La presse est largement muselée et des centaines de manifestants sont menacés de lourdes peines de prison. "Les autorités turques ont engagé une chasse aux sorcières contre tous ceux qui ont manifesté ou font entendre leur voix", a dénoncé le président de la Fédération internationale des droits de l'homme (FIDH), Karim Lahidji.
- Répression -
Dans la foulée du scandale de corruption qui l'a éclaboussé en décembre, M. Erdogan a purgé la police et la justice, adopté des lois pour contrôler les magistrats et les réseaux sociaux et renforcé les pouvoirs de ses services de renseignements.
L'opposition a crié à la "dictature" et l'Union européenne (UE) s'est inquiétée de cette dérive incompatible avec son entrée dans l'Europe des 28. Mais rien n'y a fait.
Conforté par la large victoire de son parti aux élections municipales, M. Erdogan, qui vise désormais la présidentielle d'août, reste sourd à toutes les critiques, enfermé dans ses théories du complot. "A chaque fois que les choses vont bien, il y a des gens qui essaient de semer le trouble en Turque", a-t-il encore répété mardi.
"Gezi a été le révélateur de ce que nous constatons aujourd'hui", analyse Marc Pierini, ancien ambassadeur de l'UE à Ankara et chercheur à la fondation Carnegie. "M. Erdogan défend une conception autoritaire de la démocratie, qui ne convient pas à la moitié de son pays et n'est pas compatible avec notre modèle libéral".
Depuis un an, la plupart des manifestations sont ainsi réprimées en Turquie.
Seules celles qui ont suivi les obsèques de Berkin Elvan, un jeune de 15 ans décédé en mars des suites de blessures infligées par la police, ont été tolérées. Elles ont réuni des centaines de milliers de personnes dans tout le pays.
Même les familles des victimes de la catastrophe minière de Soma, qui a fait 301 morts le 13 mai, ont été noyées sous les gaz lacrymogènes et les canons à eau.

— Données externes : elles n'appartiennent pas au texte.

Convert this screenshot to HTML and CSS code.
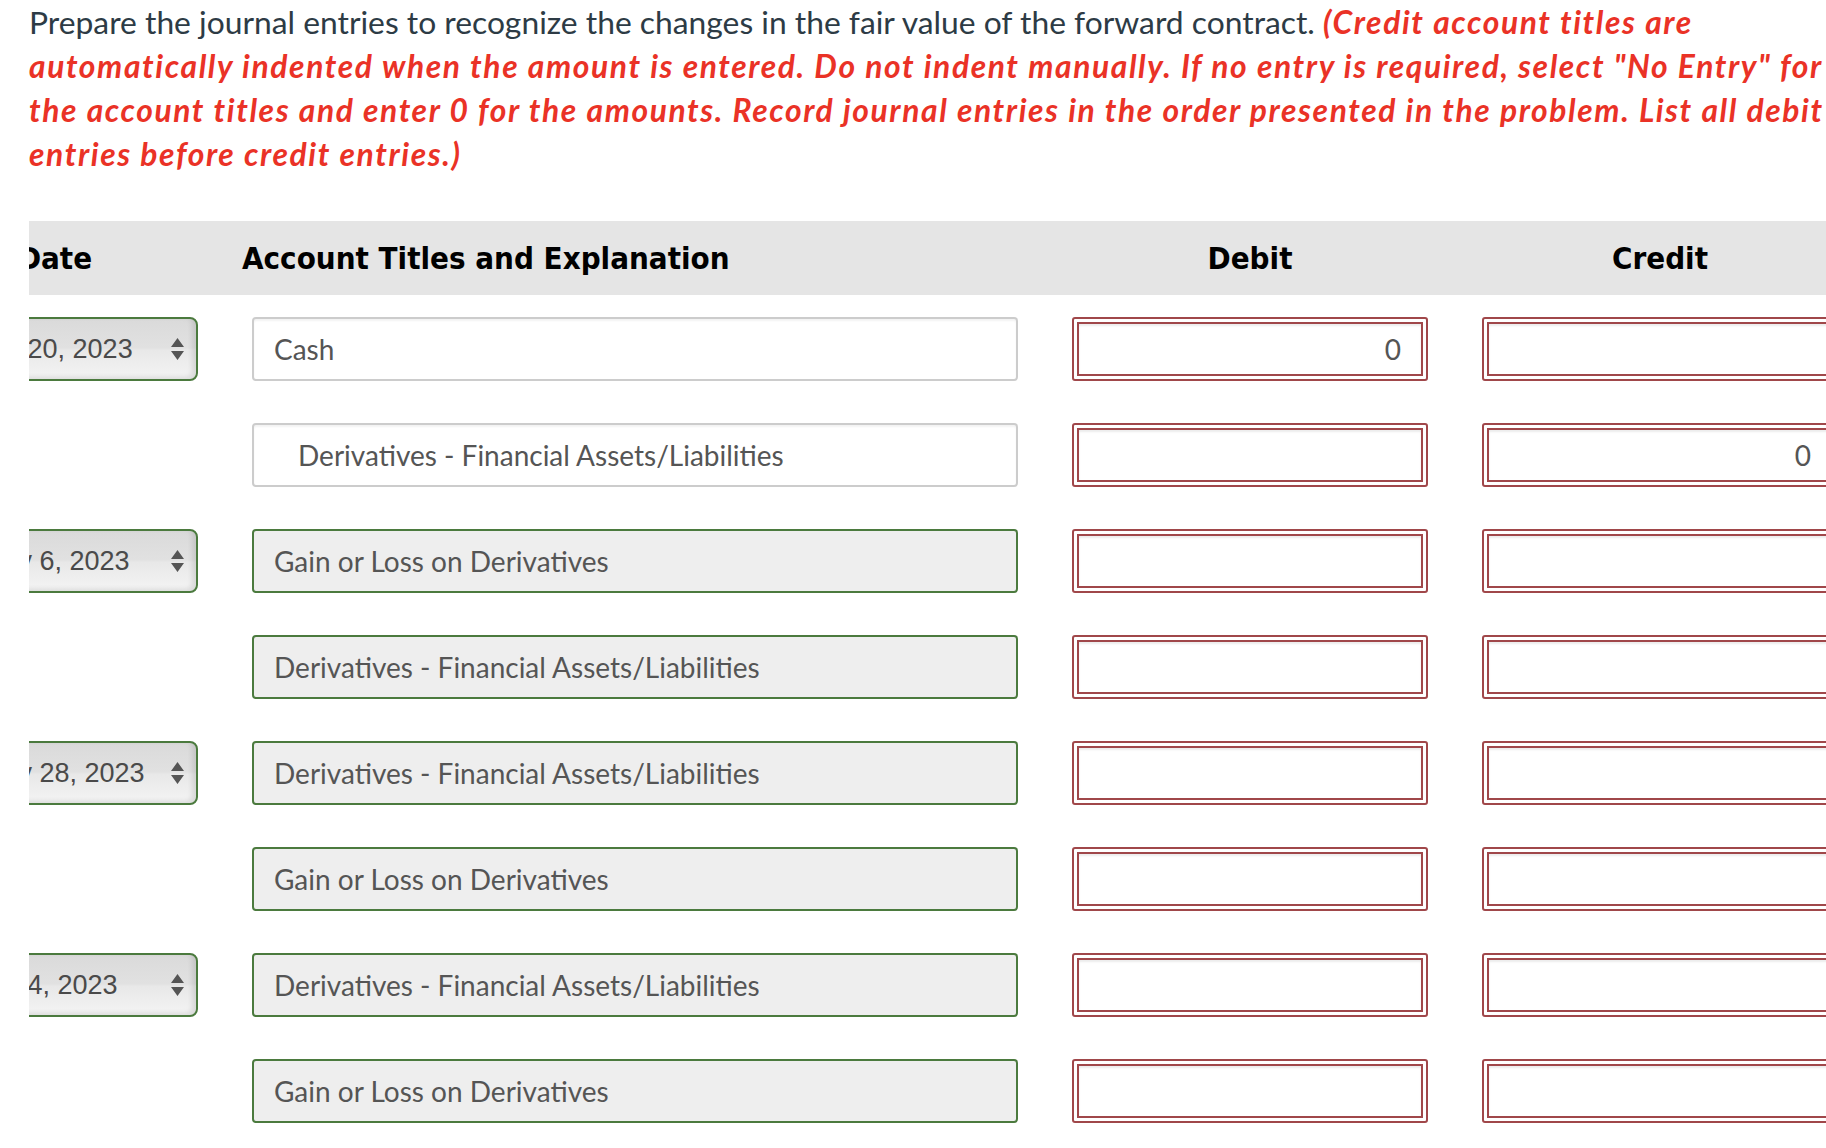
FILE: index.html
```html
<!DOCTYPE html>
<html lang="en">
<head>
<meta charset="utf-8">
<title>Journal entries</title>
<link rel="stylesheet" href="styles.css">
</head>
<body>
<p class="prompt">Prepare the journal entries to recognize the changes in the fair value of the forward contract. <em>(Credit account titles are automatically indented when the amount is entered. Do not indent manually. If no entry is required, select "No Entry" for the account titles and enter 0 for the amounts. Record journal entries in the order presented in the problem. List all debit entries before credit entries.)</em></p>

<div class="journal-wrap">
  <div class="journal">
    <div class="jhead cols">
      <div class="th th-center">Date</div>
      <div class="th">Account Titles and Explanation</div>
      <div class="th th-center">Debit</div>
      <div class="th th-center">Credit</div>
    </div>

    <div class="jbody">
      <div class="jrow cols">
        <div class="cell"><div class="date-select"><span class="date-text">January 20, 2023</span><svg class="spin" viewBox="0 0 13 26" width="13" height="26"><path d="M6.5 2 L13 11 L0 11 Z M0 15 L13 15 L6.5 24 Z" fill="#555"/></svg></div></div>
        <div class="cell"><div class="acct acct-plain">Cash</div></div>
        <div class="cell"><div class="amt"><div class="amt-in">0</div></div></div>
        <div class="cell"><div class="amt"><div class="amt-in"></div></div></div>
      </div>

      <div class="jrow cols">
        <div class="cell"></div>
        <div class="cell"><div class="acct acct-plain acct-indent">Derivatives - Financial Assets/Liabilities</div></div>
        <div class="cell"><div class="amt"><div class="amt-in"></div></div></div>
        <div class="cell"><div class="amt"><div class="amt-in">0</div></div></div>
      </div>

      <div class="jrow cols">
        <div class="cell"><div class="date-select"><span class="date-text">February 6, 2023</span><svg class="spin" viewBox="0 0 13 26" width="13" height="26"><path d="M6.5 2 L13 11 L0 11 Z M0 15 L13 15 L6.5 24 Z" fill="#555"/></svg></div></div>
        <div class="cell"><div class="acct acct-ok">Gain or Loss on Derivatives</div></div>
        <div class="cell"><div class="amt"><div class="amt-in"></div></div></div>
        <div class="cell"><div class="amt"><div class="amt-in"></div></div></div>
      </div>

      <div class="jrow cols">
        <div class="cell"></div>
        <div class="cell"><div class="acct acct-ok">Derivatives - Financial Assets/Liabilities</div></div>
        <div class="cell"><div class="amt"><div class="amt-in"></div></div></div>
        <div class="cell"><div class="amt"><div class="amt-in"></div></div></div>
      </div>

      <div class="jrow cols">
        <div class="cell"><div class="date-select"><span class="date-text">February 28, 2023</span><svg class="spin" viewBox="0 0 13 26" width="13" height="26"><path d="M6.5 2 L13 11 L0 11 Z M0 15 L13 15 L6.5 24 Z" fill="#555"/></svg></div></div>
        <div class="cell"><div class="acct acct-ok">Derivatives - Financial Assets/Liabilities</div></div>
        <div class="cell"><div class="amt"><div class="amt-in"></div></div></div>
        <div class="cell"><div class="amt"><div class="amt-in"></div></div></div>
      </div>

      <div class="jrow cols">
        <div class="cell"></div>
        <div class="cell"><div class="acct acct-ok">Gain or Loss on Derivatives</div></div>
        <div class="cell"><div class="amt"><div class="amt-in"></div></div></div>
        <div class="cell"><div class="amt"><div class="amt-in"></div></div></div>
      </div>

      <div class="jrow cols">
        <div class="cell"><div class="date-select"><span class="date-text">January 4, 2023</span><svg class="spin" viewBox="0 0 13 26" width="13" height="26"><path d="M6.5 2 L13 11 L0 11 Z M0 15 L13 15 L6.5 24 Z" fill="#555"/></svg></div></div>
        <div class="cell"><div class="acct acct-ok">Derivatives - Financial Assets/Liabilities</div></div>
        <div class="cell"><div class="amt"><div class="amt-in"></div></div></div>
        <div class="cell"><div class="amt"><div class="amt-in"></div></div></div>
      </div>

      <div class="jrow cols">
        <div class="cell"></div>
        <div class="cell"><div class="acct acct-ok">Gain or Loss on Derivatives</div></div>
        <div class="cell"><div class="amt"><div class="amt-in"></div></div></div>
        <div class="cell"><div class="amt"><div class="amt-in"></div></div></div>
      </div>
    </div>
  </div>
</div>
</body>
</html>
```

FILE: styles.css
```css
html, body {
  margin: 0;
  padding: 0;
  background: #ffffff;
  overflow: hidden;
}

body {
  font-family: Lato, "Open Sans", sans-serif;
  width: 1826px;
  height: 1148px;
}

.prompt {
  margin: 0 0 0 29px;
  width: 1830px;
  font-size: 31.8px;
  line-height: 44px;
  color: #2d3b45;
}

.prompt em {
  color: #ea3226;
  font-weight: bold;
  font-style: italic;
  letter-spacing: 1.6px;
}

.journal-wrap {
  margin: 45px 0 0 29px;
  width: 1797px;
  overflow: hidden;
}

.journal {
  margin-left: -127px;
  width: 1946px;
}

.cols {
  display: grid;
  grid-template-columns: 306px 786px 376px 376px;
  column-gap: 34px;
}

.jhead {
  height: 74px;
  background: #e5e5e5;
  align-items: center;
}

.th {
  font-family: "DejaVu Sans Condensed", "DejaVu Sans", Verdana, sans-serif;
  font-weight: bold;
  font-size: 31px;
  color: #000;
  white-space: nowrap;
}

.th-center {
  text-align: center;
}

.jbody {
  padding-top: 22px;
  display: flex;
  flex-direction: column;
  row-gap: 42px;
}

.jrow {
  height: 64px;
}

.cell {
  padding: 0 10px;
}

.date-select {
  box-sizing: border-box;
  height: 64px;
  border: 2px solid #4b7a3e;
  border-radius: 8px;
  background: linear-gradient(to bottom, #dadada 0%, #e1e1e1 48%, #e8e8e8 52%, #f4f4f4 100%);
  box-shadow: inset -4px -2px 5px rgba(0, 0, 0, 0.10);
  display: flex;
  align-items: center;
  justify-content: space-between;
  padding: 0 12px 0 10px;
  overflow: hidden;
}

.date-text {
  font-family: "Liberation Sans", Arial, sans-serif;
  font-size: 27px;
  color: #4a4a4a;
  white-space: nowrap;
}

.spin {
  flex: none;
  display: block;
}

.acct {
  box-sizing: border-box;
  height: 64px;
  border-radius: 4px;
  display: flex;
  align-items: center;
  padding-left: 20px;
  font-size: 28px;
  color: #555555;
  white-space: nowrap;
}

.acct-plain {
  border: 2px solid #cccccc;
  background: #ffffff;
  box-shadow: inset 0 2px 2px rgba(0, 0, 0, 0.05);
}

.acct-indent {
  padding-left: 44px;
}

.acct-ok {
  border: 2px solid #4b7a3e;
  background: #eeeeee;
}

.amt {
  box-sizing: border-box;
  height: 64px;
  border: 2px solid #a0474a;
  border-radius: 3px;
  padding: 3px;
  background: #ffffff;
}

.amt-in {
  box-sizing: border-box;
  height: 100%;
  border: 2px solid #a0474a;
  box-shadow: inset 0 2px 2px rgba(0, 0, 0, 0.08);
  display: flex;
  align-items: center;
  justify-content: flex-end;
  padding-right: 20px;
  font-size: 28px;
  color: #555555;
}
```
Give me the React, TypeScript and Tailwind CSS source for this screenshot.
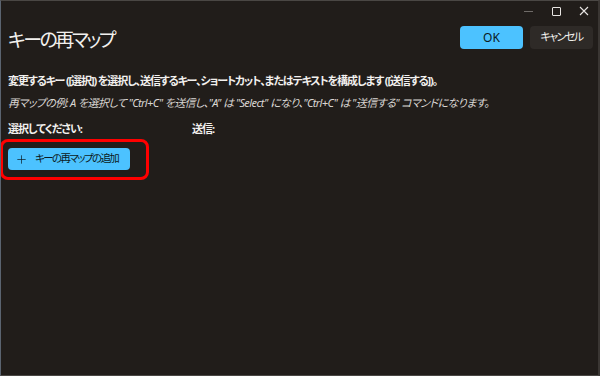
import { Plus } from "lucide-react";

const jp = "font-['Noto_Sans','Noto_Sans_CJK_JP',sans-serif] [font-feature-settings:'palt']";

function TitleBar() {
  return (
    <div className="flex h-[20px] items-center justify-end">
      <span className="flex w-[28px] justify-center">
        <span className="block h-px w-[9px] bg-[#6f6b68]" />
      </span>
      <span className="flex w-[28px] justify-center">
        <span className="block h-[9px] w-[9px] rounded-[1px] border border-[#e8e6e3]" />
      </span>
      <span className="flex w-[28px] justify-center">
        <svg width="10" height="10" viewBox="0 0 10 10">
          <path d="M1 1L9 9M9 1L1 9" stroke="#e8e6e3" strokeWidth="1.1" />
        </svg>
      </span>
    </div>
  );
}

export default function App() {
  return (
    <div
      className={`${jp} h-[376px] w-[600px] overflow-hidden border-t border-l border-r-2 border-b border-t-[#4a4744] border-l-[#5b6470] border-r-[#3a3633] border-b-[#4a4744] bg-[#211d1a] text-white`}
    >
      <TitleBar />
      <div className="flex items-start justify-between pl-[7px] pr-[5px]">
        <h1 className="mt-[7px] whitespace-nowrap text-[19px] leading-[24px] tracking-[-2.5px] text-[#f2f0ee]">
          キーの再マップ
        </h1>
        <div className="mt-[5px] flex gap-[7px]">
          <button className="h-[23px] w-[63px] rounded-[4px] bg-[#4cc2ff] text-[12px] text-[#0b1a22]">
            OK
          </button>
          <button className="h-[23px] w-[63px] whitespace-nowrap rounded-[4px] bg-[#2e2a27] text-[11px] tracking-[-1.5px] text-[#f2f0ee]">
            キャンセル
          </button>
        </div>
      </div>

      <div className="pl-[7px]">
        <p className="mt-[22px] whitespace-nowrap text-[11px] leading-[14px] font-bold tracking-[-1.1px] text-[#f2f0ee]">
          変更するキー ([選択]) を選択し、送信するキー、ショートカット、またはテキストを構成します ([送信する])。
        </p>
        <p className="mt-[8px] whitespace-nowrap text-[11px] leading-[14px] italic tracking-[-0.6px] text-[#d9d6d3]">
          再マップの例: A を選択して "Ctrl+C" を送信し、"A" は "Select" になり、"Ctrl+C" は "送信する" コマンドになります。
        </p>
        <div className="mt-[12px] flex whitespace-nowrap text-[11px] leading-[14px] font-bold tracking-[-1px] text-[#f2f0ee]">
          <span className="w-[184px]">選択してください:</span>
          <span>送信:</span>
        </div>
      </div>

      <div className="relative ml-[7px] mt-[12px] w-fit">
        <button className="flex h-[22px] w-[122px] items-center gap-[7px] whitespace-nowrap rounded-[4px] bg-[#4cc2ff] pl-[7px] text-[10.5px] tracking-[-1.6px] text-[#0b1a22]">
          <Plus size={13} strokeWidth={1.3} className="shrink-0" />
          <span>キーの再マップの追加</span>
        </button>
        <div className="pointer-events-none absolute -top-[9px] -left-[8px] h-[41px] w-[149px] rounded-[8px] border-[3px] border-[#ff0000]" />
      </div>
    </div>
  );
}
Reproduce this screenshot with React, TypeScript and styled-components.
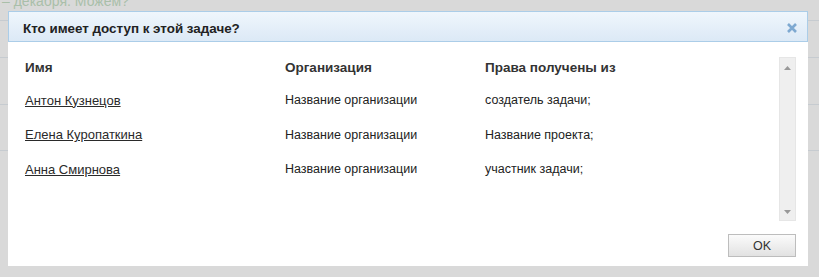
import React from "react"
import styled, { createGlobalStyle } from "styled-components"

const GlobalStyle = createGlobalStyle`
	html, body {
		margin: 0;
		padding: 0;
		background: #d9d9d9;
		font-family: "Liberation Sans", Arial, sans-serif;
	}
`

const Page = styled.div`
	position: relative;
	width: 819px;
	height: 277px;
	overflow: hidden;
	background: #d9d9d9;
`

const Backdrop = styled.div`
	display: flex;
	flex-direction: column;
	color: #a9bfa9;
	font-size: 14px;
	margin-top: -6px;
`

const BackLine = styled.div<{ $h: number }>`
	height: ${(p) => p.$h}px;
	border-bottom: 1px solid #c6cbd0;
	box-sizing: border-box;
	line-height: 14px;
	overflow: hidden;
	white-space: nowrap;
	padding-left: 2px;
`

const Dialog = styled.div`
	position: absolute;
	left: 8px;
	top: 11px;
	width: 800px;
	height: 255px;
	background: #fff;
	display: flex;
	flex-direction: column;
`

const Header = styled.div`
	height: 31px;
	box-sizing: border-box;
	border: 1px solid #abcde8;
	background: linear-gradient(#eff6fc, #dce9f6);
	display: flex;
	align-items: center;
	justify-content: space-between;
	padding: 3px 10px 0 14px;
`

const Title = styled.div`
	font-size: 13.4px;
	font-weight: bold;
	color: #222;
`

const Body = styled.div`
	flex: 1;
	display: flex;
	padding: 13px 12px 0 17px;
`

const TableWrap = styled.div`
	flex: 1;
`

const Table = styled.table`
	border-collapse: collapse;
	font-size: 12.5px;
	color: #222;
`

const Th = styled.th<{ $w: number }>`
	width: ${(p) => p.$w}px;
	text-align: left;
	font-weight: bold;
	font-size: 13.5px;
	height: 24px;
	padding: 0 0 4px;
	color: #333;
`

const Td = styled.td`
	height: 34.5px;
	padding: 0;
	vertical-align: middle;
`

const NameLink = styled.a`
	color: #2a2a2a;
	text-decoration: underline;
	cursor: pointer;
	font-size: 13px;
`

const Scroll = styled.div`
	width: 17px;
	height: 164px;
	margin-top: 2px;
	box-sizing: border-box;
	border: 1px solid #e6e6e6;
	background: #efefef;
	display: flex;
	flex-direction: column;
	justify-content: space-between;
	align-items: center;
	padding: 8px 0 6px;
`

const Footer = styled.div`
	display: flex;
	justify-content: flex-end;
	padding: 0 12px 9px 0;
`

const OkButton = styled.button`
	width: 68px;
	height: 23px;
	border: 1px solid #bdbdbd;
	background: linear-gradient(#fbfbfb, #e2e2e2);
	font-family: "Liberation Sans", Arial, sans-serif;
	font-size: 12.5px;
	color: #333;
	padding: 0;
`

const rows = [
	{ name: "Антон Кузнецов", org: "Название организации", src: "создатель задачи;" },
	{ name: "Елена Куропаткина", org: "Название организации", src: "Название проекта;" },
	{ name: "Анна Смирнова", org: "Название организации", src: "участник задачи;" },
]

export default function App() {
	return (
		<Page>
			<GlobalStyle />
			<Backdrop>
				<BackLine $h={27}>– декабря. Можем?</BackLine>
				<BackLine $h={37} />
				<BackLine $h={47} />
				<BackLine $h={46} />
			</Backdrop>
			<Dialog>
				<Header>
					<Title>Кто имеет доступ к этой задаче?</Title>
					<svg width="10" height="10" viewBox="0 0 10 10">
						<path d="M1 1 L9 9 M9 1 L1 9" stroke="#7ea9d1" strokeWidth="2.6" />
					</svg>
				</Header>
				<Body>
					<TableWrap>
						<Table>
							<thead>
								<tr>
									<Th $w={260}>Имя</Th>
									<Th $w={200}>Организация</Th>
									<Th $w={200}>Права получены из</Th>
								</tr>
							</thead>
							<tbody>
								{rows.map((r) => (
									<tr key={r.name}>
										<Td>
											<NameLink>{r.name}</NameLink>
										</Td>
										<Td>{r.org}</Td>
										<Td>{r.src}</Td>
									</tr>
								))}
							</tbody>
						</Table>
					</TableWrap>
					<Scroll>
						<svg width="7" height="4" viewBox="0 0 7 4">
							<path d="M0 4 L3.5 0 L7 4 Z" fill="#999" />
						</svg>
						<svg width="7" height="4" viewBox="0 0 7 4">
							<path d="M0 0 L3.5 4 L7 0 Z" fill="#999" />
						</svg>
					</Scroll>
				</Body>
				<Footer>
					<OkButton>OK</OkButton>
				</Footer>
			</Dialog>
		</Page>
	)
}
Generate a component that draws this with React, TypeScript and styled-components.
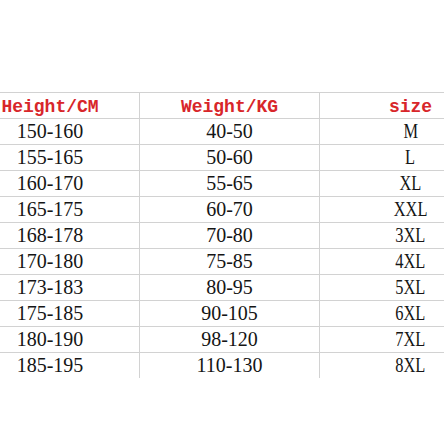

Et la semaine dernière, deux personnes ont été tuées à Istanbul en marge de rassemblements à la mémoire des mineurs disparus.
Malgré la fermeté du gouvernement, beaucoup veulent croire que la graine d'ouverture plantée à Gezi finira par germer.
"Le fantôme de Gezi continue à planer au-dessus d'Erdogan", juge Soli Ozel, politologue à l'université Kadir Has d'Istanbul. "Les manifestants ont peut-être été réduits au silence, mais le mécontentement est toujours là, et va continuer à s'étendre".
"Je suis persuadé qu'un gouvernement ne peut pas éternellement opprimer son peuple", confirme la porte-parole de Taksim Solidarité, Mücella Yapici. Son procès s'ouvre le 12 juin, elle y risque trente ans de prison.